Today it occurred to me that this saying, "fair does not mean the same," also is true when it comes to activities that I enroll my kids in. Madeline and Owen take gymnastics classes because they like them. If one stopped enjoying the classes we would stop going with that child. Madeline and Owen went to many playgroups as younger kids because they liked them. Madeline did music classes with her Nana and loved them. We tried them with Owen but he kept saying he didn't want to go. We pushed a few times (thinking it was control, not dislike, that prevented him from going). But after several months I realized he didn't like the class and my mom stopped signing him up. Everyone was happier.
Today I had a realization with Ben. For the past 6 months I had him enrolled in a weekly playgroup at a local children's museum where I volunteer. I have been taking the kids since Madeline was 2. Until now there were no issues. Madeline still talks about these playgroups. And Owen remembers going and is sad we go on a day that he is in school. But back in November Ben started telling me he didn't want to go. At first I thought it was simply 2 year old stubbornness and desire to control the situation. Ben has this stubbornness in spades- he will tell you the sky is green or that it is sunny when it is raining. That is just Ben. So we tried over and over and over again. Some weeks it went very well. Other weeks he cried the minute we got there. And I kept pushing thinking I was failing him if I stopped taking him since I took the other two. But then a few things happened.

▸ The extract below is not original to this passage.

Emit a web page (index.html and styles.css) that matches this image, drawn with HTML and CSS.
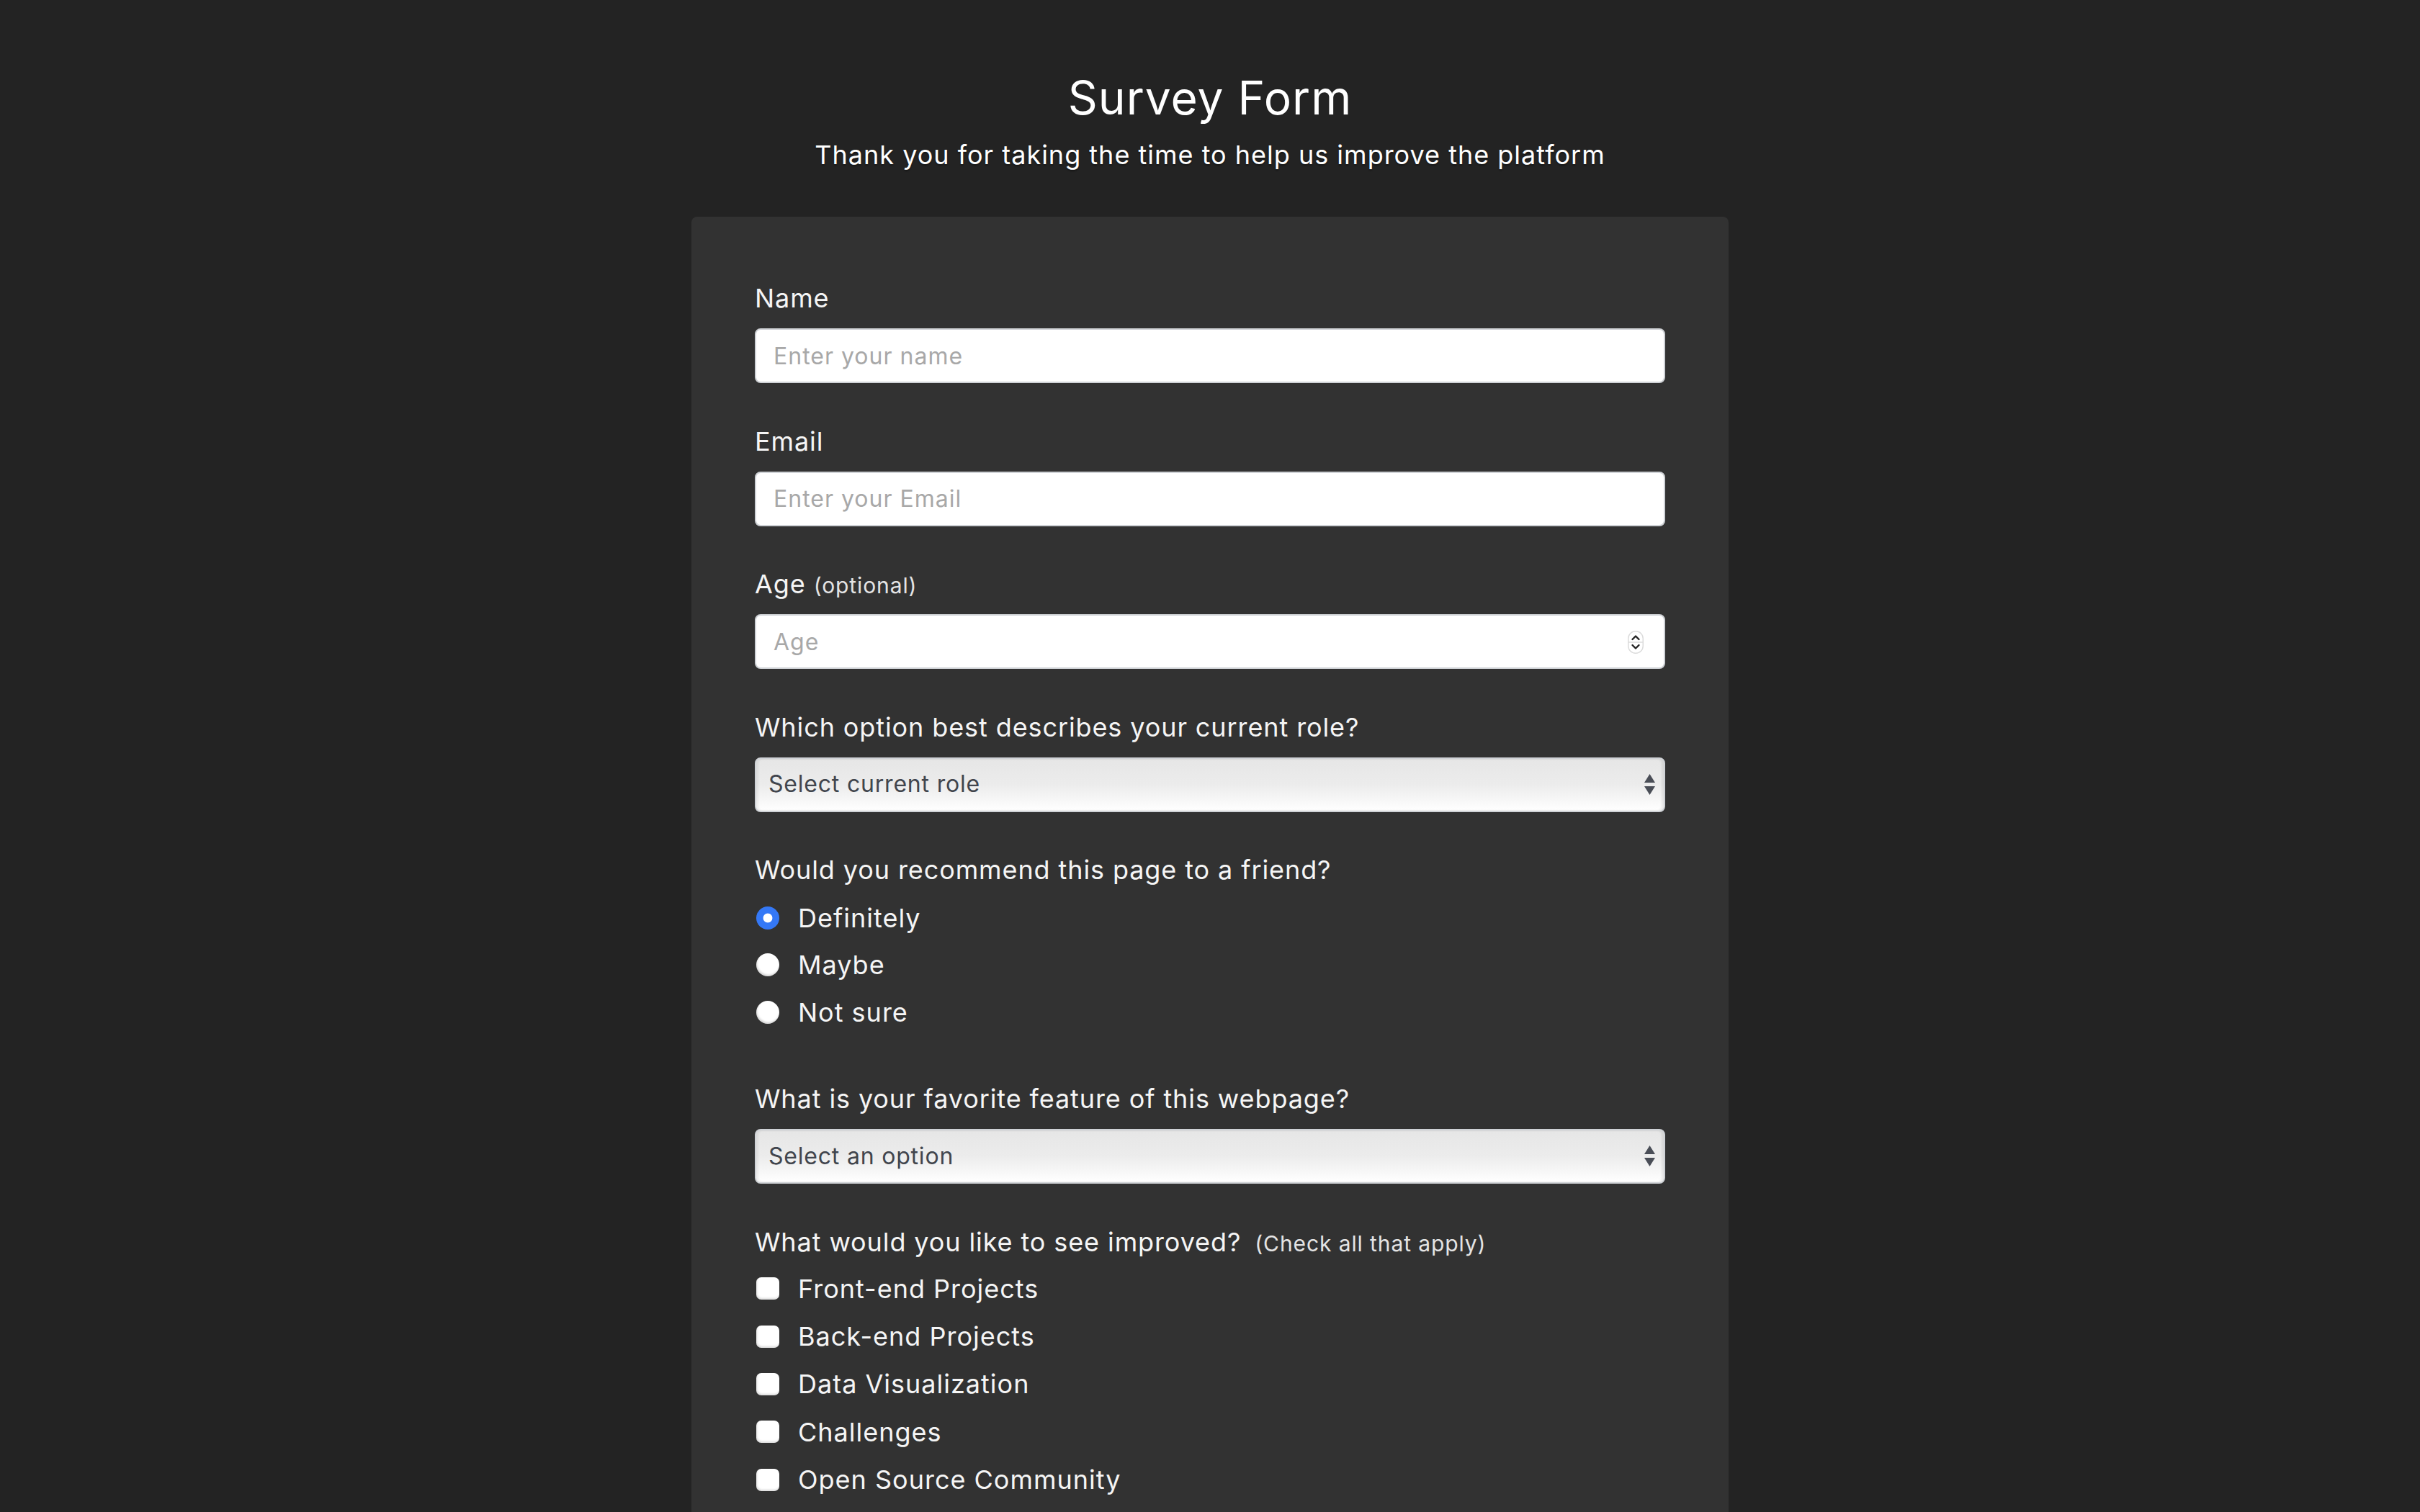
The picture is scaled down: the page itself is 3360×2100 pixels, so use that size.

For one we missed the last three weeks do to scheduling issues and he didn't ask about it once, not one mention aboust this playgroup. That was my first clue. Then he started complaining the minute I mentioned it today. That was the second clue. Next when we got there nothing would convince him to go inside. In the past I could get him in for some part of it. Today he wanted nothing to do with it, I had to go in and had to carry him crying to get what I needed. That was clue number 3. So I gave in and we came home, 10 minutes after arriving. As soon as he was in the car he was cheerful again. And then when we got home he was happier. He made no mention of the museum or the friends there. He played happily with me while Wyatt napped. And that was my fourth and final clue.
That is when I realized that "fair does not mean the same" can apply to scenarios like this. I am not a bad mom for giving in to my 2 year old's wants during timeslike these. There are times where he cannot make the choices, there are times when what I say goes for many reasons. But for things that are for him, things that are supposed to be fun and playtime activities, well shouldn't he be able to choose whether we go or not? I finally realized that yes, this make sense.
So we are taking a break. The playgroups run for the school year and take summers off. I plan to not attend any more sessions this school year. We will use the playground over the spring and summer as all of my children enjoy it. And I will see what Ben says between now and September. We may try again in the fall, 6 months can make a huge difference. Or we may not and I will try again when Ben goes to school when he is 4 and I will take Wyatt when he is 2 and can enjoy it.
I cannot parent all of my children exactly the same. They are all different. I will parent them fairly based on their individual personalities. And "fair does not mean the same."